Auch wenn diese Ankündigung durchaus von Bedeutung ist, hat sie nach Meinung von IDC erstmal nicht so dramatische Auswirkungen, wie es die Schlagzeilen vermuten lassen. IDC geht davon aus, dass Google seine Position als führender Anbieter für mobile Betriebssysteme nicht verlieren beziehungsweise seine starken OEM-Partnerschaften in diesem Bereich nicht aufgeben wird. Dennoch könnten OEMs sich dadurch verstärkt alternativen Plattformen zuwenden.
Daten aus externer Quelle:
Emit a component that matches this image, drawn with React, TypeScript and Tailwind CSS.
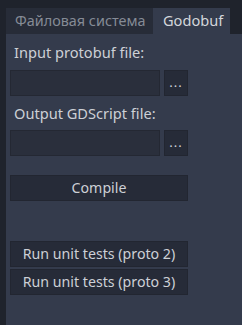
const font = { fontFamily: '"Noto Sans", "DejaVu Sans", sans-serif' };

function FileRow() {
    return (
        <div className="flex gap-1">
            <div className="h-[26px] w-[150px] border border-[#242833] bg-[#2a2f3c]" />
            <button
                type="button"
                className="flex h-[26px] w-[24px] items-center justify-center border border-[#222631] bg-[#262b38] pb-[2px] text-[13px] leading-none tracking-[1px] text-[#cfd2d8]"
            >
                ...
            </button>
        </div>
    );
}

function WideButton({ label }: { label: string }) {
    return (
        <button
            type="button"
            className="h-[26px] w-[178px] border border-[#222631] bg-[#262b38] text-[14.2px] leading-none text-[#cdd0d6]"
        >
            {label}
        </button>
    );
}

export default function App() {
    return (
        <div className="h-[325px] w-[242px] overflow-hidden bg-[#1f232c] pl-[6px] pt-[8px]" style={font}>
            <div className="flex h-[26px]">
                <div className="flex w-[147px] items-center bg-[#272c38] pl-[9px] text-[14.4px] text-[#858b96]">
                    Файловая система
                </div>
                <div className="flex w-[77px] items-center bg-[#343b4c] pl-[10px] text-[14.6px] text-[#d3d6db]">
                    Godobuf
                </div>
            </div>
            <div className="flex h-[291px] flex-col bg-[#343b4c] px-[4px] pt-[8px] text-[14.6px] text-[#cdd0d6]">
                <div className="h-[20px] pl-[4px] leading-[20px]">Input protobuf file:</div>
                <div className="mt-[8px]">
                    <FileRow />
                </div>
                <div className="mt-[7px] h-[20px] pl-[4px] leading-[20px]">Output GDScript file:</div>
                <div className="mt-[7px]">
                    <FileRow />
                </div>
                <div className="mt-[19px]">
                    <WideButton label="Compile" />
                </div>
                <div className="mt-[40px] flex flex-col gap-[2px]">
                    <WideButton label="Run unit tests (proto 2)" />
                    <WideButton label="Run unit tests (proto 3)" />
                </div>
            </div>
        </div>
    );
}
Als Besitzer eines Hardwareanbieters hat Google jetzt eine echte Chance, die nächste Phase einzuläuten und sich durch den Aufbau von Referenzplattformen hardware- und softwareseitig vom Wettbewerb zu differenzieren. Dadurch wäre eine viel engere Integration zwischen Hardware und Software möglich. Nach wie vor sind viele Fragen dahingehend offen, welche Rolle Motorola bei Google spielen wird, nicht zuletzt was die Managementkultur und die Marke angehen. Klar ist derzeit, dass Google Motorola als eigenständiges Unternehmen weiterbestehen lässt. Die angekündigte Akquisition lässt zwar für beide Unternehmen eine engere Integration zwischen Hardware und Software erwarten und sichert Google die dringend benötigten Patente und Motorola mehr finanzielle Stabilität. Doch darüber hinaus wird der Markt davon nicht drastisch verändert.